Task description:
Extract all lines that hold the string "index".

Data:

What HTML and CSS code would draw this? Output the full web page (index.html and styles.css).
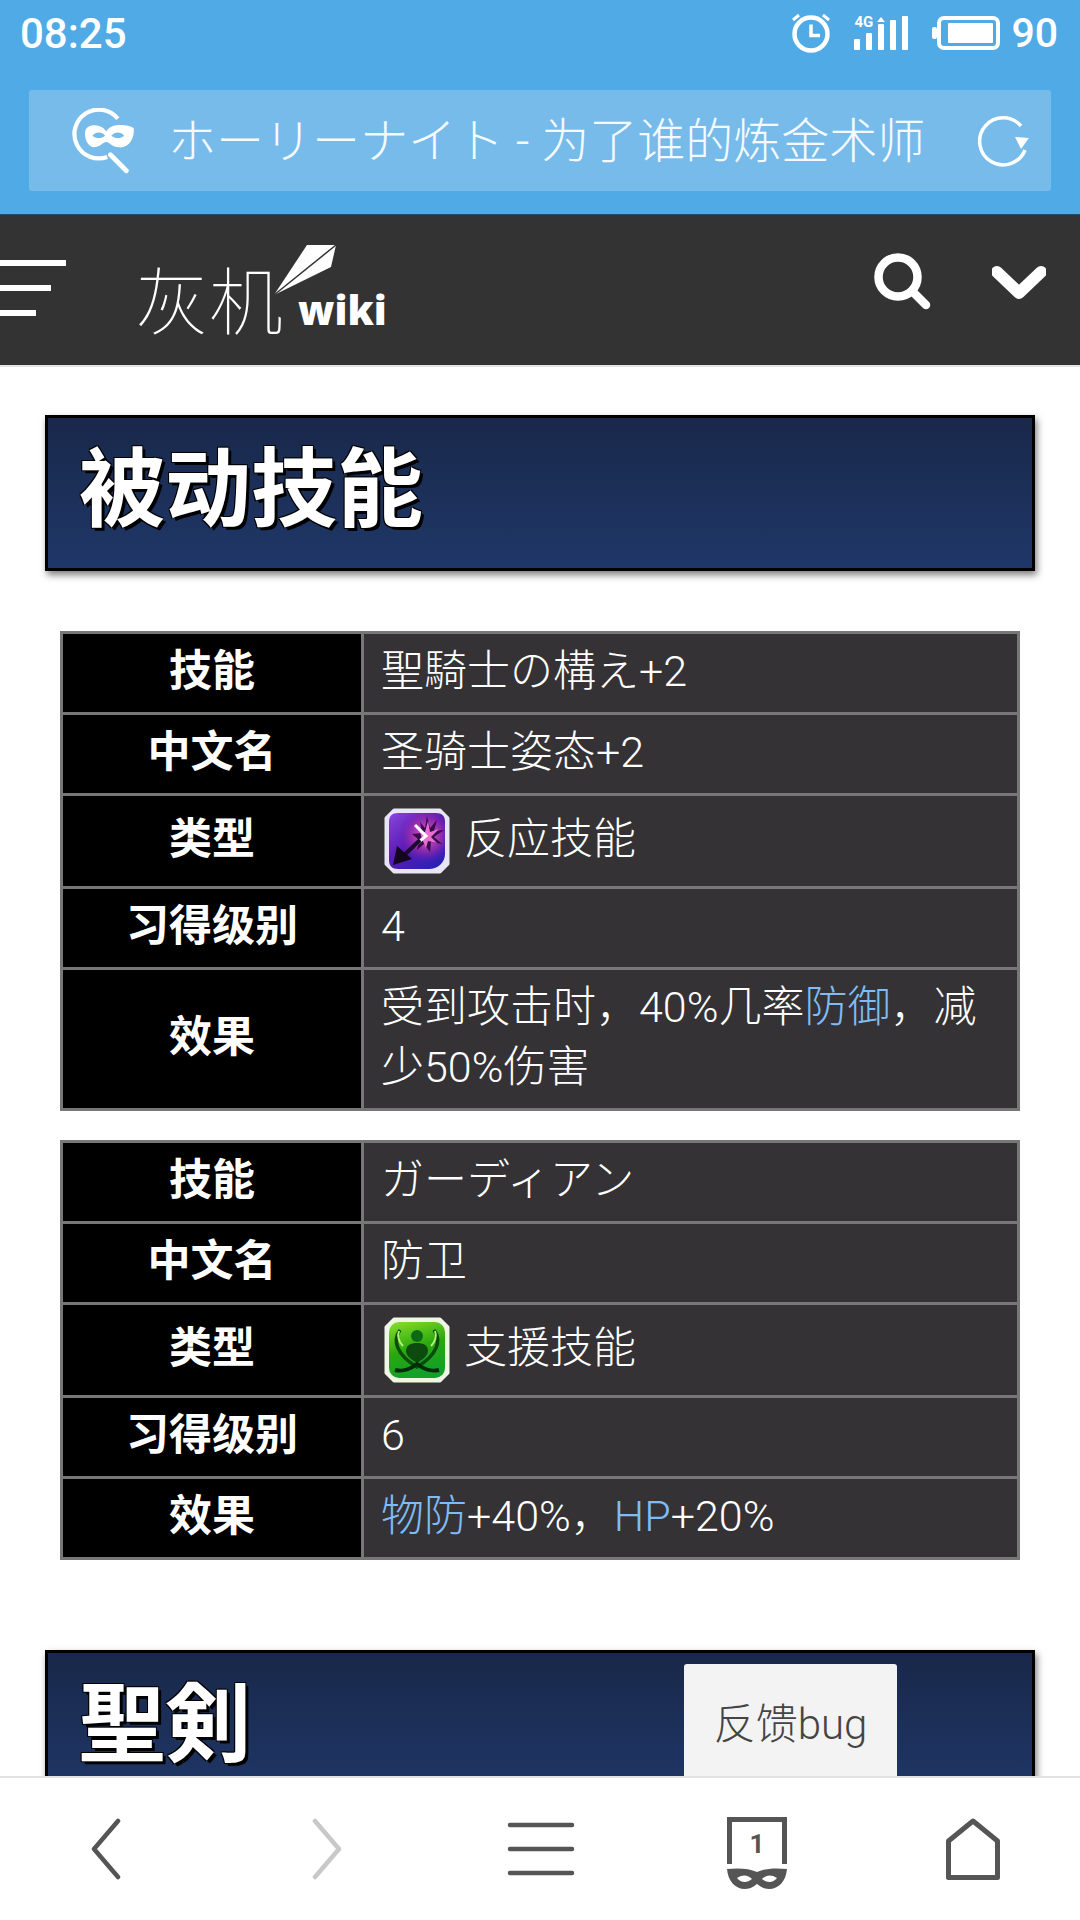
FILE: index.html
```html
<!DOCTYPE html>
<html lang="zh-CN">
<head>
    <meta charset="UTF-8">
    <meta name="viewport" content="width=device-width, initial-scale=1.0">
    <title>ホーリーナイト - 为了谁的炼金术师</title>
    <link rel="stylesheet" href="styles.css">
</head>
<body>
<div class="screen">
    <header class="browser-top">
        <div class="status-bar">
            <span class="clock">08:25</span>
            <div class="status-icons">
                <svg class="alarm" width="40" height="40" viewBox="0 0 40 40">
                    <circle cx="20" cy="21" r="16.500" fill="none" stroke="#fff" stroke-width="4.500"/>
                    <path d="M20 11.500V22.500h9" fill="none" stroke="#fff" stroke-width="3.500"/>
                    <path d="M2 7l6-5M38 7l-6-5" fill="none" stroke="#fff" stroke-width="3"/>
                </svg>
                <div class="signal">
                    <span class="signal-label">4G</span>
                    <svg width="54" height="34" viewBox="0 0 54 34">
                        <g fill="#fff">
                            <path d="M23 6l4-5 4 5z"/>
                            <rect x="0" y="23" width="6" height="11" rx="1"/>
                            <rect x="12" y="17" width="6" height="17" rx="1"/>
                            <rect x="24" y="8" width="6" height="26" rx="1"/>
                            <rect x="36" y="4" width="6" height="30" rx="1"/>
                            <rect x="48" y="0" width="6" height="34" rx="1"/>
                        </g>
                    </svg>
                </div>
                <svg class="battery" width="68" height="34" viewBox="0 0 68 34">
                    <rect x="0" y="11" width="5" height="12" rx="2" fill="#fff"/>
                    <rect x="7" y="2" width="59" height="30" rx="5" fill="none" stroke="#fff" stroke-width="4"/>
                    <rect x="16" y="7" width="45" height="20" rx="1" fill="#fff"/>
                </svg>
                <span class="battery-level">90</span>
            </div>
        </div>
        <div class="url-box">
            <svg class="url-mask" width="70" height="66" viewBox="0 0 66 62">
                <path d="M47 10A23 23 0 1 0 37 46" fill="none" stroke="#fff" stroke-width="4"/>
                <path d="M40 44l15 15" stroke="#fff" stroke-width="4.500" stroke-linecap="round"/>
                <path fill-rule="evenodd" fill="#fff" d="M16 24c0-8 8-9 14-7 3 1 5 3 6 5 1-2 3-4 6-5 6-2 16-1 20 2 1 10-5 19-14 18-6 0-9-5-12-5s-6 5-12 5c-5-1-8-7-8-13zM23 26c3-4 9-4 12 0-3 3-9 3-12 0zM41 26c3-4 9-4 12 0-3 3-9 3-12 0z"/>
            </svg>
            <span class="url-title">ホーリーナイト - 为了谁的炼金术师</span>
            <svg class="url-reload" width="56" height="56" viewBox="0 0 56 56">
                <path d="M48 35A23.500 23.500 0 1 1 44 11" fill="none" stroke="#fff" stroke-width="3.500"/>
                <path d="M44 34l-6-12 14 1z" fill="#fff"/>
            </svg>
        </div>
    </header>

    <nav class="site-nav">
        <div class="burger">
            <span class="burger-line burger-long"></span>
            <span class="burger-line burger-mid"></span>
            <span class="burger-line burger-short"></span>
        </div>
        <div class="logo">
            <span class="logo-name">灰机</span>
            <svg class="logo-plane" width="64" height="54" viewBox="0 0 64 54">
                <polygon points="1,51 34,1 63,1 58,23" fill="#fff"/>
                <path d="M1 51L63 1" stroke="#333" stroke-width="1.500"/>
            </svg>
            <span class="logo-wiki">wiki</span>
        </div>
        <svg class="nav-search" width="60" height="60" viewBox="0 0 60 60">
            <circle cx="24" cy="24" r="19.500" fill="none" stroke="#fff" stroke-width="8.500"/>
            <path d="M38 38l14 14" stroke="#fff" stroke-width="8.500" stroke-linecap="round"/>
        </svg>
        <svg class="nav-more" width="54" height="38" viewBox="0 0 54 38">
            <path d="M5 8l22 21 22-21" fill="none" stroke="#fff" stroke-width="12" stroke-linejoin="round" stroke-linecap="round"/>
        </svg>
    </nav>

    <main class="content">
        <h2 class="section-title">被动技能</h2>

        <table class="skill-table">
            <tr class="row-plain"><th>技能</th><td>聖騎士の構え+2</td></tr>
            <tr class="row-plain"><th>中文名</th><td>圣骑士姿态+2</td></tr>
            <tr class="row-icon">
                <th>类型</th>
                <td>
                    <span class="skill-type">
                        <svg class="skill-icon" width="66" height="66" viewBox="0 0 66 66">
                            <defs>
                                <linearGradient id="react-bg" x1="0" y1="0" x2="0.8" y2="1">
                                    <stop offset="0" stop-color="#8a45dc"/>
                                    <stop offset="0.5" stop-color="#5a1cb8"/>
                                    <stop offset="1" stop-color="#2b20b4"/>
                                </linearGradient>
                                <radialGradient id="react-glow" cx="0.66" cy="0.4" r="0.5">
                                    <stop offset="0" stop-color="#f070d8"/>
                                    <stop offset="0.6" stop-color="#a02ca8" stop-opacity="0.7"/>
                                    <stop offset="1" stop-color="#5a1cb8" stop-opacity="0"/>
                                </radialGradient>
                            </defs>
                            <polygon points="10,2 56,2 64,10 64,56 56,64 10,64 2,56 2,10" fill="#e8e6f4" stroke="#e8e6f4" stroke-width="3" stroke-linejoin="round"/>
                            <path d="M14 5h38c6 0 9 3 9 9v32c0 9-8 15-16 15H14c-6 0-9-3-9-9V14c0-6 3-9 9-9z" fill="url(#react-bg)"/>
                            <rect x="5" y="5" width="56" height="56" rx="12" fill="url(#react-glow)"/>
                            <polygon points="43,8 46,20 53,12 50,23 60,22 50,29 58,36 47,34 46,44 40,36 33,42 35,32 28,26 38,25 36,14 41,20" fill="#3a0a4c"/>
                            <polygon points="44,13 46,24 55,21 47,29 53,35 44,33 42,40 38,31 36,24 41,24" fill="#e86fd0"/>
                            <path d="M31 17l11 11-11 9" fill="none" stroke="#fff" stroke-width="3"/>
                            <path d="M36 32L15 52" stroke="#1c0a30" stroke-width="4"/>
                            <polygon points="9,57 13,38 28,51" fill="#14061f"/>
                        </svg>
                        反应技能
                    </span>
                </td>
            </tr>
            <tr class="row-plain"><th>习得级别</th><td>4</td></tr>
            <tr class="row-text">
                <th>效果</th>
                <td>受到攻击时，40%几率<a class="wiki-link">防御</a>，减少50%伤害</td>
            </tr>
        </table>

        <table class="skill-table">
            <tr class="row-plain"><th>技能</th><td>ガーディアン</td></tr>
            <tr class="row-plain"><th>中文名</th><td>防卫</td></tr>
            <tr class="row-icon">
                <th>类型</th>
                <td>
                    <span class="skill-type">
                        <svg class="skill-icon" width="66" height="66" viewBox="0 0 66 66">
                            <defs>
                                <linearGradient id="support-bg" x1="0" y1="0" x2="0.3" y2="1">
                                    <stop offset="0" stop-color="#8ae02c"/>
                                    <stop offset="0.55" stop-color="#2aa80c"/>
                                    <stop offset="1" stop-color="#12a028"/>
                                </linearGradient>
                            </defs>
                            <polygon points="10,2 56,2 64,10 64,56 56,64 10,64 2,56 2,10" fill="#eef6e4" stroke="#eef6e4" stroke-width="3" stroke-linejoin="round"/>
                            <rect x="5" y="5" width="56" height="56" rx="10" fill="url(#support-bg)"/>
                            <circle cx="33" cy="19" r="6" fill="#0d6a14"/>
                            <path d="M22 34c0-6 5-8 11-8s11 2 11 8c0 5-6 9-11 12-5-3-11-7-11-12z" fill="#0c4a10"/>
                            <path d="M16 13C8 24 13 38 33 50 53 38 58 24 50 13" fill="none" stroke="#0c4a10" stroke-width="3.500"/>
                            <path d="M15 14c-2 5 0 11 4 15M51 14c2 5 0 11-4 15" fill="none" stroke="#b4f080" stroke-width="2"/>
                            <path d="M11 53c8 2 14 0 22-6 8 6 14 8 22 6" fill="none" stroke="#052c08" stroke-width="4"/>
                        </svg>
                        支援技能
                    </span>
                </td>
            </tr>
            <tr class="row-plain"><th>习得级别</th><td>6</td></tr>
            <tr class="row-plain">
                <th>效果</th>
                <td><a class="wiki-link">物防</a>+40%，<a class="wiki-link">HP</a>+20%</td>
            </tr>
        </table>

        <h2 class="section-title section-next">聖剣</h2>

        <button class="feedback" type="button">反馈bug</button>
    </main>

    <footer class="bottom-bar">
        <svg class="tool-back" width="32" height="62" viewBox="0 0 32 62">
            <path d="M28 3L4 31l24 28" fill="none" stroke="#555" stroke-width="4.500" stroke-linecap="round" stroke-linejoin="round"/>
        </svg>
        <svg class="tool-forward" width="32" height="62" viewBox="0 0 32 62">
            <path d="M4 3l24 28L4 59" fill="none" stroke="#c8c8c8" stroke-width="4.500" stroke-linecap="round" stroke-linejoin="round"/>
        </svg>
        <svg class="tool-menu" width="68" height="54" viewBox="0 0 68 54">
            <path d="M3 3h62M3 27h62M3 51h62" stroke="#555" stroke-width="4.500" stroke-linecap="round"/>
        </svg>
        <div class="tool-tabs">
            <svg width="60" height="74" viewBox="0 0 60 74">
                <path d="M2.500 47V2.500h55V47" fill="none" stroke="#555" stroke-width="5"/>
                <path fill-rule="evenodd" fill="#555" d="M0 52c10-1 22-1 30 3 8-4 20-4 30-3-1 12-8 20-18 20-6 0-9-3-12-5-3 2-6 5-12 5-10 0-17-8-18-20zM10 61c6-4 11-3 15 1-5 4-11 4-15-1zM50 61c-6-4-11-3-15 1 5 4 11 4 15-1z"/>
            </svg>
            <span class="tab-count">1</span>
        </div>
        <svg class="tool-home" width="54" height="62" viewBox="0 0 54 62">
            <path d="M2.500 59.500V23L27 3l24.500 20v36.500z" fill="none" stroke="#555" stroke-width="5" stroke-linejoin="round"/>
        </svg>
    </footer>
</div>
</body>
</html>
```

FILE: styles.css
```css
* {
    box-sizing: border-box;
}
body {
    margin: 0;
    font-family: Roboto, "Noto Sans CJK SC", sans-serif;
    background-color: #ffffff;
    color: #ffffff;
}
.screen {
    width: 1080px;
    height: 1920px;
    display: flex;
    flex-direction: column;
    overflow: hidden;
}

/* browser chrome */
.browser-top {
    height: 215px;
    flex: none;
    background-color: #4faae6;
    border-bottom: 1px solid #234a68;
}
.status-bar {
    height: 90px;
    padding: 0 22px 24px 20px;
    display: flex;
    align-items: center;
    justify-content: space-between;
}
.clock {
    font-size: 42px;
    font-weight: 500;
}
.battery-level {
    margin-left: 11px;
    font-size: 41px;
    font-weight: 500;
}
.status-icons {
    display: flex;
    align-items: center;
}
.signal {
    position: relative;
    margin-left: 23px;
}
.signal svg {
    display: block;
}
.signal-label {
    position: absolute;
    left: 0;
    top: -1px;
    font-size: 15px;
    font-weight: 700;
    line-height: 15px;
}
.battery {
    margin-left: 24px;
}
.url-box {
    margin: 0 29px;
    height: 101px;
    background-color: #76bbea;
    border-radius: 3px;
    display: flex;
    align-items: center;
    padding: 0 18px 0 39px;
}
.url-title {
    flex: 1;
    margin-left: 30px;
    padding-bottom: 8px;
    font-size: 48px;
    font-weight: 300;
    white-space: nowrap;
    color: #f4faff;
}
.url-reload {
    margin-top: 4px;
}

/* site nav */
.site-nav {
    height: 152px;
    flex: none;
    background-color: #333333;
    border-bottom: 2px solid #e4e4e4;
    display: flex;
    align-items: center;
}
.burger {
    width: 66px;
    display: flex;
    flex-direction: column;
    gap: 19px;
    flex: none;
    margin-bottom: 4px;
}
.burger-line {
    display: block;
    height: 6px;
    background-color: #ffffff;
}
.burger-long {
    width: 66px;
}
.burger-mid {
    width: 51px;
}
.burger-short {
    width: 36px;
}
.logo {
    position: relative;
    margin-left: 69px;
    width: 240px;
    height: 100px;
    flex: none;
}
.logo-name {
    position: absolute;
    left: 0;
    top: 12px;
    font-family: "Noto Sans CJK SC", sans-serif;
    font-size: 74px;
    font-weight: 100;
    line-height: 90px;
}
.logo-plane {
    position: absolute;
    left: 138px;
    top: 4px;
}
.logo-wiki {
    position: absolute;
    left: 163px;
    top: 45px;
    font-family: "Open Sans", sans-serif;
    font-size: 40px;
    font-weight: 800;
    line-height: 50px;
}
.nav-search {
    margin-left: 499px;
    margin-bottom: 14px;
    flex: none;
}
.nav-more {
    margin-left: 58px;
    margin-bottom: 15px;
    flex: none;
}

/* article */
.content {
    flex: 1;
    position: relative;
    overflow: hidden;
    padding-top: 48px;
    background-color: #ffffff;
}
.section-title {
    margin: 0 45px 60px;
    height: 156px;
    padding: 0 0 0 31px;
    border: 3px solid #000000;
    background: linear-gradient(#19284a, #1f3768);
    box-shadow: 2px 4px 7px rgba(0, 0, 0, 0.5);
    font-size: 86px;
    font-weight: 700;
    line-height: 146px;
    text-shadow: 3px 3px 0 #000, -1px -1px 0 #000, 1px -1px 0 #000, -1px 1px 0 #000;
}
.section-next {
    margin-top: 90px;
    margin-bottom: 0;
}
.skill-table {
    width: 960px;
    margin: 0 60px 29px;
    border-collapse: collapse;
    table-layout: fixed;
    font-size: 43px;
    line-height: 60px;
}
.skill-table:last-of-type {
    margin-bottom: 0;
}
.skill-table th,
.skill-table td {
    border: 3px solid #777777;
}
.skill-table th {
    width: 301px;
    padding: 0 0 5px;
    background-color: #000000;
    font-weight: 700;
    text-align: center;
}
.skill-table td {
    padding: 0 20px 5px 17px;
    background-color: #343234;
    font-weight: 300;
    color: #ffffff;
}
.row-plain {
    height: 81px;
}
.row-icon {
    height: 93px;
}
.row-text {
    height: 141px;
}
.skill-type {
    display: flex;
    align-items: center;
    gap: 14px;
}
.skill-icon {
    flex: none;
    margin-left: 3px;
    margin-top: 5px;
}
.wiki-link {
    color: #7fbcf5;
}
.feedback {
    position: absolute;
    left: 684px;
    top: 1297px;
    width: 213px;
    height: 112px;
    padding: 0;
    border: none;
    border-radius: 3px 3px 0 0;
    background-color: #f3f3f3;
    color: #444444;
    font-family: Roboto, "Noto Sans CJK SC", sans-serif;
    font-size: 42px;
    font-weight: 300;
}

/* bottom toolbar */
.bottom-bar {
    height: 144px;
    flex: none;
    background-color: #ffffff;
    border-top: 2px solid #e2e2e2;
    display: flex;
    align-items: center;
    padding-left: 90px;
}
.tool-forward {
    margin-left: 189px;
}
.tool-menu {
    margin-left: 164px;
}
.tool-tabs {
    position: relative;
    margin-left: 152px;
    margin-top: 10px;
}
.tool-tabs svg {
    display: block;
}
.tab-count {
    position: absolute;
    left: 0;
    right: 0;
    top: 12px;
    text-align: center;
    color: #555555;
    font-size: 26px;
    font-weight: 700;
}
.tool-home {
    margin-left: 159px;
}
```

Answer in full:
What HTML and CSS code would draw this? Output the full web page (index.html and styles.css).
FILE: index.html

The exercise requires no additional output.